The U.S. students each earned individual gold medals — including Allen Liu of Penfield, New York and Yuan Yao of Exeter, New Hampshire who posted perfect scores. But they also consider this very much a team sport.
“Being around a lot of like-minded people really helps you,” Ashwin Sah, who will be a senior this year at Jesuit High School in Portland, Oregon, told me. “Some people have different ideas, and it’s good to see how they solve problems from their point of view, as well. Even though the day of the actual test you’re working individually, all of the things you learn from the other members of your team will be put to very good use.”
Math gap widens
By developing their individual skills through teamwork and practice, the students who have succeeded at the math Olympiad have discovered that math can, indeed, be thrilling. What can be discouraging is the response voiced by some who attribute the competitors’ success solely to their race or heritage.

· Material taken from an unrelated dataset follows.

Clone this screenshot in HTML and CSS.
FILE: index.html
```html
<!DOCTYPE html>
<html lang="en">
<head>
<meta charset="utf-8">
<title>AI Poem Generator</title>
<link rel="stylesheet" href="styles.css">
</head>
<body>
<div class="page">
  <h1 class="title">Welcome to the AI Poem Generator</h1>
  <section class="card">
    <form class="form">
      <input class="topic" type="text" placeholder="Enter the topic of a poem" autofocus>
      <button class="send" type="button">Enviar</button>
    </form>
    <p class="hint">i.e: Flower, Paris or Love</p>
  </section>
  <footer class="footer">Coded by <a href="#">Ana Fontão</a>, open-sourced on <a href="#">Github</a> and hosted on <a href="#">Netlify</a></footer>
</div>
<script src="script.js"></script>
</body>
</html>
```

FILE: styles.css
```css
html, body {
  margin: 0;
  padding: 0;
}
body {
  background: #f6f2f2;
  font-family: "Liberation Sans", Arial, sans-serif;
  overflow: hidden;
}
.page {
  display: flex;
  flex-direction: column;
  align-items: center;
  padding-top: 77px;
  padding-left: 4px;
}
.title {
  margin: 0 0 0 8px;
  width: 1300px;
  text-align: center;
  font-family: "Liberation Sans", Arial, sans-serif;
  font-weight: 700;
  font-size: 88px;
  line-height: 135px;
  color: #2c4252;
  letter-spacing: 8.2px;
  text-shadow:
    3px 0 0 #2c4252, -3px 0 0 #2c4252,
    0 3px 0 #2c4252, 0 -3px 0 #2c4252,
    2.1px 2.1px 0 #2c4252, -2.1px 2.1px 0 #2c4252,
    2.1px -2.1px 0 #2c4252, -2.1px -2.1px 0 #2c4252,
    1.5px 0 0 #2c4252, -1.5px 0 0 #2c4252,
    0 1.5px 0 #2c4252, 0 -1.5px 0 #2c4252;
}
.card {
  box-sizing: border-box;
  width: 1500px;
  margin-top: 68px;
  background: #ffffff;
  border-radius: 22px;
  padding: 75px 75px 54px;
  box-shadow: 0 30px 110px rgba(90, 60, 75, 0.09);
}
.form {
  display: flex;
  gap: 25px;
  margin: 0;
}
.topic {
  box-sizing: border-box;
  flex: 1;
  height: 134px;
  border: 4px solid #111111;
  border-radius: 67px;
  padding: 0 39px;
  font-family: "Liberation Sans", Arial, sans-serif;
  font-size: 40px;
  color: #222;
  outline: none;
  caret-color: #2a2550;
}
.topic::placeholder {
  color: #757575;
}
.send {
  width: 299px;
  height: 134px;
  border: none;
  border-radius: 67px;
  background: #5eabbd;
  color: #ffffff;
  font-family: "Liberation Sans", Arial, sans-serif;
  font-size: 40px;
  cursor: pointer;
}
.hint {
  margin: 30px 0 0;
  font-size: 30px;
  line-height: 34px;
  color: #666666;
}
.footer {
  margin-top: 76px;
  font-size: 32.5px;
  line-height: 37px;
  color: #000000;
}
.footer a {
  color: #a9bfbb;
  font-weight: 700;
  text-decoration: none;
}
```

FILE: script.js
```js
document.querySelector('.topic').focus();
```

Diminishing the students’ achievements by suggesting they are somehow “less American” because of their skin colors or “foreign” last names — both popular themes in the comments sections on stories about these kinds of victories — is senseless, says author Peg Tyre (who wrote about a U.S. “Math Revolution” earlier this year for The Atlantic). While it’s true students from certain ethnic backgrounds tend to dominate these kinds of academic competitions, that’s often because their parents prioritized academic enrichment opportunities for their kids, Tyre says.
“Most American families haven’t done that because they didn’t know about it,” Tyre says. “Instead of saying ‘they’re not American,’ we should be asking ‘what do they know that we don’t know?’”

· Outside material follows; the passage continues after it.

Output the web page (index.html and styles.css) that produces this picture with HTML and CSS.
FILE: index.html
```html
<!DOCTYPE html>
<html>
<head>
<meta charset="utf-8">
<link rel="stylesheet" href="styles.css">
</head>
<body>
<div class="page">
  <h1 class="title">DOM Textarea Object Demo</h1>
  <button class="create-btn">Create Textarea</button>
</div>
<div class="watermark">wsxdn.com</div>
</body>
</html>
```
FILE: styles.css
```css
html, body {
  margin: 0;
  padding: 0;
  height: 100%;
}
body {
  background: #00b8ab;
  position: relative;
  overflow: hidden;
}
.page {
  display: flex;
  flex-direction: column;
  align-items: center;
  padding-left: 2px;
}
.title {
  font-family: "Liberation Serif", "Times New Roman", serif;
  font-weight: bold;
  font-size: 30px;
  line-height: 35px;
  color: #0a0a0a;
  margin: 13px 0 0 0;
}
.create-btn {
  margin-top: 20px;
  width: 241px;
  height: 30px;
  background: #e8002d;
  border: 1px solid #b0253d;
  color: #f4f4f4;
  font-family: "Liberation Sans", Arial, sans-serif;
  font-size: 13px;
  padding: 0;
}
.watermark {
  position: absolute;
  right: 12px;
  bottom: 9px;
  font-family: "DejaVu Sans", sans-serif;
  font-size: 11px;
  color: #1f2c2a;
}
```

Math competitions require competitors to be innovative problem solvers, a skill-set Tyre says “is part of our national identity – we were founded by engineers. That people don’t want to own that is just nuts.”
At the same time, there’s a growing math opportunity gap between kids from low-income families and their more affluent peers, Tyre added. Some states have been lowering the bar on mathematics requirements to help more students graduate. On the other end of the spectrum, “every private school head I talk to says their parents want more math, not less,” Tyre says. “It’s seen as the lynchpin for college admissions and success.” (Three of this year’s six math Olympians attend private or parochial schools.)
Where are the girls?
Another persistent gap to be tackled is gender. It’s no secret that males outnumber females in STEM-related careers, so it also shouldn’t be surprising that boys also dominate the school-age competitive math circuit. But there are multiple campaigns underway to change that and encouraging signs that those efforts are starting to pay off.

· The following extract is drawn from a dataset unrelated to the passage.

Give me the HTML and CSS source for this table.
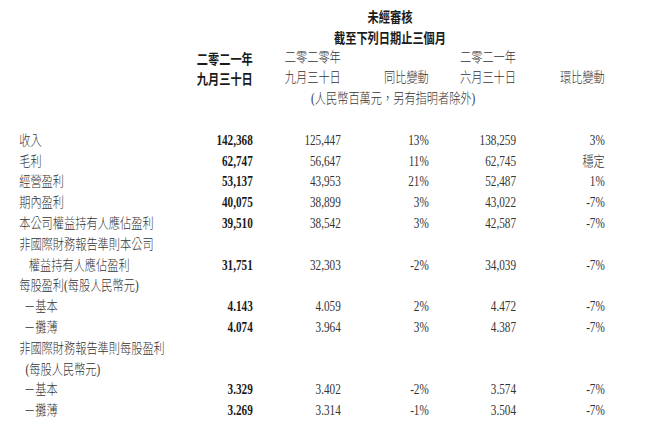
FILE: index.html
```html
<!DOCTYPE html>
<html lang="zh-Hant">
<head>
<meta charset="utf-8">
<title>未經審核</title>
<link rel="stylesheet" href="styles.css">
</head>
<body>
<div class="page">
  <div class="sheet">
    <div class="row"><span class="title">未經審核</span></div>
    <div class="row"><span class="title">截至下列日期止三個月</span></div>
    <div class="row">
      <span></span><span class="num bh">二零二一年</span><span class="num">二零二零年</span><span></span><span class="num">二零二一年</span><span></span>
    </div>
    <div class="row">
      <span></span><span class="num bh">九月三十日</span><span class="num">九月三十日</span><span class="num">同比變動</span><span class="num">六月三十日</span><span class="num">環比變動</span>
    </div>
    <div class="row"><span class="unit">(人民幣百萬元，另有指明者除外)</span></div>
    <div class="row"></div>
    <div class="row"><span class="lbl">收入</span><span class="num b">142,368</span><span class="num">125,447</span><span class="num">13%</span><span class="num">138,259</span><span class="num">3%</span></div>
    <div class="row"><span class="lbl">毛利</span><span class="num b">62,747</span><span class="num">56,647</span><span class="num">11%</span><span class="num">62,745</span><span class="num">穩定</span></div>
    <div class="row"><span class="lbl">經營盈利</span><span class="num b">53,137</span><span class="num">43,953</span><span class="num">21%</span><span class="num">52,487</span><span class="num">1%</span></div>
    <div class="row"><span class="lbl">期內盈利</span><span class="num b">40,075</span><span class="num">38,899</span><span class="num">3%</span><span class="num">43,022</span><span class="num">-7%</span></div>
    <div class="row"><span class="lbl">本公司權益持有人應佔盈利</span><span class="num b">39,510</span><span class="num">38,542</span><span class="num">3%</span><span class="num">42,587</span><span class="num">-7%</span></div>
    <div class="row"><span class="lbl">非國際財務報告準則本公司</span></div>
    <div class="row"><span class="lbl ind">權益持有人應佔盈利</span><span class="num b">31,751</span><span class="num">32,303</span><span class="num">-2%</span><span class="num">34,039</span><span class="num">-7%</span></div>
    <div class="row"><span class="lbl">每股盈利(每股人民幣元)</span></div>
    <div class="row"><span class="lbl sub">－基本</span><span class="num b">4.143</span><span class="num">4.059</span><span class="num">2%</span><span class="num">4.472</span><span class="num">-7%</span></div>
    <div class="row"><span class="lbl sub">－攤薄</span><span class="num b">4.074</span><span class="num">3.964</span><span class="num">3%</span><span class="num">4.387</span><span class="num">-7%</span></div>
    <div class="row"><span class="lbl">非國際財務報告準則每股盈利</span></div>
    <div class="row"><span class="lbl sub2">(每股人民幣元)</span></div>
    <div class="row"><span class="lbl sub">－基本</span><span class="num b">3.329</span><span class="num">3.402</span><span class="num">-2%</span><span class="num">3.574</span><span class="num">-7%</span></div>
    <div class="row"><span class="lbl sub">－攤薄</span><span class="num b">3.269</span><span class="num">3.314</span><span class="num">-1%</span><span class="num">3.504</span><span class="num">-7%</span></div>
  </div>
</div>
</body>
</html>
```
FILE: styles.css
```css
html, body {
  margin: 0;
  padding: 0;
  background: #ffffff;
}
.page {
  width: 664px;
  height: 428px;
  overflow: hidden;
}
.sheet {
  width: 830px;
  padding: 6px 0 0 24px;
  box-sizing: border-box;
  transform: scaleX(0.8);
  transform-origin: left top;
  font-family: "Liberation Serif", "Noto Sans CJK TC", serif;
  font-size: 14px;
  color: #333333;
  font-weight: 300;
}
.row {
  display: grid;
  grid-template-columns: 182px 110px 110px 110px 109px 111px;
  height: 20.8px;
  line-height: 20.8px;
  white-space: nowrap;
}
.num {
  text-align: right;
}
.b {
  font-weight: 700;
  color: #1a1a1a;
}
.bh {
  font-family: "Noto Sans CJK TC", sans-serif;
  font-weight: 700;
  color: #1a1a1a;
}
.title {
  grid-column: 3 / 6;
  padding-left: 14px;
  text-align: center;
  font-family: "Noto Sans CJK TC", sans-serif;
  font-weight: 700;
  color: #1a1a1a;
}
.unit {
  grid-column: 3 / 6;
  padding-left: 22px;
  text-align: center;
}
.lbl {
  text-align: left;
}
.ind {
  padding-left: 12px;
}
.sub {
  padding-left: 6px;
}
.sub2 {
  padding-left: 8px;
}
```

Po-Shen Loh, a mathematics professor at Carnegie-Mellon University and coach of the U.S. math team, said the Mathematical Association of America (MAA) is recruiting more girls into the national training camp and providing them with tailored support as they rise through the competitive ranks.
“Both women and men are extremely capable of analytical thinking; I don’t believe that either gender has an advantage over the other,” he told me. “I think that there are social factors at play. When you have a system which is already dominated in one direction, it can sometimes be difficult for other people to break in … I think that’s a sad thing.”
Loh acknowledges that for many Americans, both male and female, a weak foundation in basic math puts many of these kinds of activities out of reach. Math requires mastering a prescribed sequence of “dependencies”. Doing that means being in a school environment with appropriate instruction that can be tailored to individual needs — no easy task for teachers, says Loh. Students also have to be consistent, focused learners. Again, not a cakewalk given the nation’s high rates of absenteeism and the many challenges students face both inside and outside of the classroom.
“Let’s say you miss one dependency … pretty soon you say ‘half of what I’m seeing in this math class doesn’t make sense whatsoever,’” Loh said. “After a while you just say, ‘I’m not a math person.’ But that’s not true. It all happened because you lost one dependency, and everything else was built on top.”
So what’s the solution? Ashwin, 16, says he wants people to know that there are plenty of of opportunities — many of them low-cost or no cost — for students to get involved in competitive math; he was introduced to it through an MAA-sponsored program at his public middle school. (Loh has also developed an interactive website designed for self-guided, personalized math learning.)
And rather than worrying about having a vast reservoir of higher-level math skills, Ashwin says it’s more important to be someone who enjoys solving puzzles and isn’t afraid to try, fail, and try again.
“People sometimes think of math as painful or boring because of their own negative experiences with it, and that’s unfortunate,” Ashwin says. “But this is really more of a creative process. If I can take all of these interesting ideas and put them together, I can get something really beautiful.”